** START Provided material **

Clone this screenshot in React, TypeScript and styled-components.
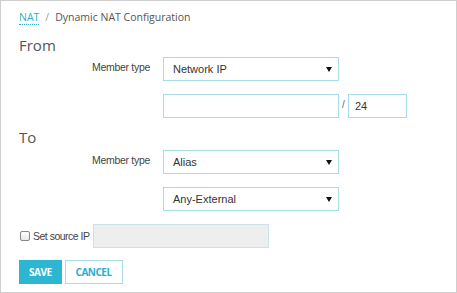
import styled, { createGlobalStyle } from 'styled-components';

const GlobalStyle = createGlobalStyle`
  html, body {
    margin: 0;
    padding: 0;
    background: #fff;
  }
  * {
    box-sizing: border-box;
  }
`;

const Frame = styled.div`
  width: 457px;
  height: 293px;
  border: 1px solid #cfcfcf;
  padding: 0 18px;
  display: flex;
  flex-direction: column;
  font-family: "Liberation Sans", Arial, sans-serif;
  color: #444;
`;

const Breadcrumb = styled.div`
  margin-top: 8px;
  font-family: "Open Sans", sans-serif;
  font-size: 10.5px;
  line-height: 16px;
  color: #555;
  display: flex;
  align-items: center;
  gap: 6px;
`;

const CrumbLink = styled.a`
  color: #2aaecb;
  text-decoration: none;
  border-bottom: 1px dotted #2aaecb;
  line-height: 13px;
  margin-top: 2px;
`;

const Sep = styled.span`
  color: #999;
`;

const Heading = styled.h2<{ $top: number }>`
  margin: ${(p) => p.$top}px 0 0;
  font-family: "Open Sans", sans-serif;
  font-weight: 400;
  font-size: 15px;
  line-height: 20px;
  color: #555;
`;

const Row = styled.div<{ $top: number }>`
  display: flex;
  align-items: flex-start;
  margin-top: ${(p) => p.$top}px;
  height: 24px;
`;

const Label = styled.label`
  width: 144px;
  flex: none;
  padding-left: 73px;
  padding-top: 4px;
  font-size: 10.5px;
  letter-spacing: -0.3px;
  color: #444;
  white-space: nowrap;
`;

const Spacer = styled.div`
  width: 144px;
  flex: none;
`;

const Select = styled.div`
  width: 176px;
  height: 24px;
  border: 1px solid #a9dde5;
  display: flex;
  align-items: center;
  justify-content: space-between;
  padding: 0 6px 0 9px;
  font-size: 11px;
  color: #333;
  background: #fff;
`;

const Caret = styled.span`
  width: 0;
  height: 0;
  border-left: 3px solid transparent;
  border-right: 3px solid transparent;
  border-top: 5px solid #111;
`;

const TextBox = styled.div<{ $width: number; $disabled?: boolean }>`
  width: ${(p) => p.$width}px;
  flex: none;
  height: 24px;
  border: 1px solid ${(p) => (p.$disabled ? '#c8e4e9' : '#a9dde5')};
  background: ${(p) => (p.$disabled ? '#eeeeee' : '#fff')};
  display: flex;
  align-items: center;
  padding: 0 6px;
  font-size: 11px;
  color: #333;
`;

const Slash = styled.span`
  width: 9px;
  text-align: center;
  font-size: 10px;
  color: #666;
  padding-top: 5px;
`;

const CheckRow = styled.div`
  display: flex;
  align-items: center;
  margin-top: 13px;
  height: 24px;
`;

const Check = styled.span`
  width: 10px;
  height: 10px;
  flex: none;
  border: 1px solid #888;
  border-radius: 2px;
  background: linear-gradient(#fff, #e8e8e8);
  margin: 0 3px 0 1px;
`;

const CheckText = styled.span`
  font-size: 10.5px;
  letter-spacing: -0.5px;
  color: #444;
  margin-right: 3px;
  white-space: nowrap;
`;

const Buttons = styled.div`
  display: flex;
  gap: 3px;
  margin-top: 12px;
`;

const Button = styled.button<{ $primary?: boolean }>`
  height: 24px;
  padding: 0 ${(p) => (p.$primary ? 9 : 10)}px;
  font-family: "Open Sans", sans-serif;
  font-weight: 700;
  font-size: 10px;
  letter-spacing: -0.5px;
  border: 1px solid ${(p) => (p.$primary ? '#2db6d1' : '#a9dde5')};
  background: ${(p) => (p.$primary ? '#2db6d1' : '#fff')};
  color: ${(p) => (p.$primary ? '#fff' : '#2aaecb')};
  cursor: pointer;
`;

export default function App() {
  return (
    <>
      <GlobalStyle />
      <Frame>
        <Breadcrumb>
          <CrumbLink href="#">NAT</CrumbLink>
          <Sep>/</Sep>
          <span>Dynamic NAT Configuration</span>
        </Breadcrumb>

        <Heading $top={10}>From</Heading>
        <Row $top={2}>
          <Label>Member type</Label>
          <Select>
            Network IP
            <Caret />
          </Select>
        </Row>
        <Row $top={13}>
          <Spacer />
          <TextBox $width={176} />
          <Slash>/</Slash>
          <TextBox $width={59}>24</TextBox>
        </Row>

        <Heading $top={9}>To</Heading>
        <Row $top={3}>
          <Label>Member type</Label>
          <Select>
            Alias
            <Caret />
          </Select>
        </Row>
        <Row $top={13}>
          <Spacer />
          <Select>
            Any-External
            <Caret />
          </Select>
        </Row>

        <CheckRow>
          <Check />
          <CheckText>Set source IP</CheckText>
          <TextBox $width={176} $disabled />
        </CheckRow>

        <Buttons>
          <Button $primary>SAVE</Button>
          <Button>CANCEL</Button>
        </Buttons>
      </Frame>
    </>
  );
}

** END Provided material **

**Exercise requirements**
Word for word, quote the lines above. Omit the pictures.

**Written reply**
Clone this screenshot in React, TypeScript and styled-components.
import styled, { createGlobalStyle } from 'styled-components';

const GlobalStyle = createGlobalStyle`
  html, body {
    margin: 0;
    padding: 0;
    background: #fff;
  }
  * {
    box-sizing: border-box;
  }
`;

const Frame = styled.div`
  width: 457px;
  height: 293px;
  border: 1px solid #cfcfcf;
  padding: 0 18px;
  display: flex;
  flex-direction: column;
  font-family: "Liberation Sans", Arial, sans-serif;
  color: #444;
`;

const Breadcrumb = styled.div`
  margin-top: 8px;
  font-family: "Open Sans", sans-serif;
  font-size: 10.5px;
  line-height: 16px;
  color: #555;
  display: flex;
  align-items: center;
  gap: 6px;
`;

const CrumbLink = styled.a`
  color: #2aaecb;
  text-decoration: none;
  border-bottom: 1px dotted #2aaecb;
  line-height: 13px;
  margin-top: 2px;
`;

const Sep = styled.span`
  color: #999;
`;

const Heading = styled.h2<{ $top: number }>`
  margin: ${(p) => p.$top}px 0 0;
  font-family: "Open Sans", sans-serif;
  font-weight: 400;
  font-size: 15px;
  line-height: 20px;
  color: #555;
`;

const Row = styled.div<{ $top: number }>`
  display: flex;
  align-items: flex-start;
  margin-top: ${(p) => p.$top}px;
  height: 24px;
`;

const Label = styled.label`
  width: 144px;
  flex: none;
  padding-left: 73px;
  padding-top: 4px;
  font-size: 10.5px;
  letter-spacing: -0.3px;
  color: #444;
  white-space: nowrap;
`;

const Spacer = styled.div`
  width: 144px;
  flex: none;
`;

const Select = styled.div`
  width: 176px;
  height: 24px;
  border: 1px solid #a9dde5;
  display: flex;
  align-items: center;
  justify-content: space-between;
  padding: 0 6px 0 9px;
  font-size: 11px;
  color: #333;
  background: #fff;
`;

const Caret = styled.span`
  width: 0;
  height: 0;
  border-left: 3px solid transparent;
  border-right: 3px solid transparent;
  border-top: 5px solid #111;
`;

const TextBox = styled.div<{ $width: number; $disabled?: boolean }>`
  width: ${(p) => p.$width}px;
  flex: none;
  height: 24px;
  border: 1px solid ${(p) => (p.$disabled ? '#c8e4e9' : '#a9dde5')};
  background: ${(p) => (p.$disabled ? '#eeeeee' : '#fff')};
  display: flex;
  align-items: center;
  padding: 0 6px;
  font-size: 11px;
  color: #333;
`;

const Slash = styled.span`
  width: 9px;
  text-align: center;
  font-size: 10px;
  color: #666;
  padding-top: 5px;
`;

const CheckRow = styled.div`
  display: flex;
  align-items: center;
  margin-top: 13px;
  height: 24px;
`;

const Check = styled.span`
  width: 10px;
  height: 10px;
  flex: none;
  border: 1px solid #888;
  border-radius: 2px;
  background: linear-gradient(#fff, #e8e8e8);
  margin: 0 3px 0 1px;
`;

const CheckText = styled.span`
  font-size: 10.5px;
  letter-spacing: -0.5px;
  color: #444;
  margin-right: 3px;
  white-space: nowrap;
`;

const Buttons = styled.div`
  display: flex;
  gap: 3px;
  margin-top: 12px;
`;

const Button = styled.button<{ $primary?: boolean }>`
  height: 24px;
  padding: 0 ${(p) => (p.$primary ? 9 : 10)}px;
  font-family: "Open Sans", sans-serif;
  font-weight: 700;
  font-size: 10px;
  letter-spacing: -0.5px;
  border: 1px solid ${(p) => (p.$primary ? '#2db6d1' : '#a9dde5')};
  background: ${(p) => (p.$primary ? '#2db6d1' : '#fff')};
  color: ${(p) => (p.$primary ? '#fff' : '#2aaecb')};
  cursor: pointer;
`;

export default function App() {
  return (
    <>
      <GlobalStyle />
      <Frame>
        <Breadcrumb>
          <CrumbLink href="#">NAT</CrumbLink>
          <Sep>/</Sep>
          <span>Dynamic NAT Configuration</span>
        </Breadcrumb>

        <Heading $top={10}>From</Heading>
        <Row $top={2}>
          <Label>Member type</Label>
          <Select>
            Network IP
            <Caret />
          </Select>
        </Row>
        <Row $top={13}>
          <Spacer />
          <TextBox $width={176} />
          <Slash>/</Slash>
          <TextBox $width={59}>24</TextBox>
        </Row>

        <Heading $top={9}>To</Heading>
        <Row $top={3}>
          <Label>Member type</Label>
          <Select>
            Alias
            <Caret />
          </Select>
        </Row>
        <Row $top={13}>
          <Spacer />
          <Select>
            Any-External
            <Caret />
          </Select>
        </Row>

        <CheckRow>
          <Check />
          <CheckText>Set source IP</CheckText>
          <TextBox $width={176} $disabled />
        </CheckRow>

        <Buttons>
          <Button $primary>SAVE</Button>
          <Button>CANCEL</Button>
        </Buttons>
      </Frame>
    </>
  );
}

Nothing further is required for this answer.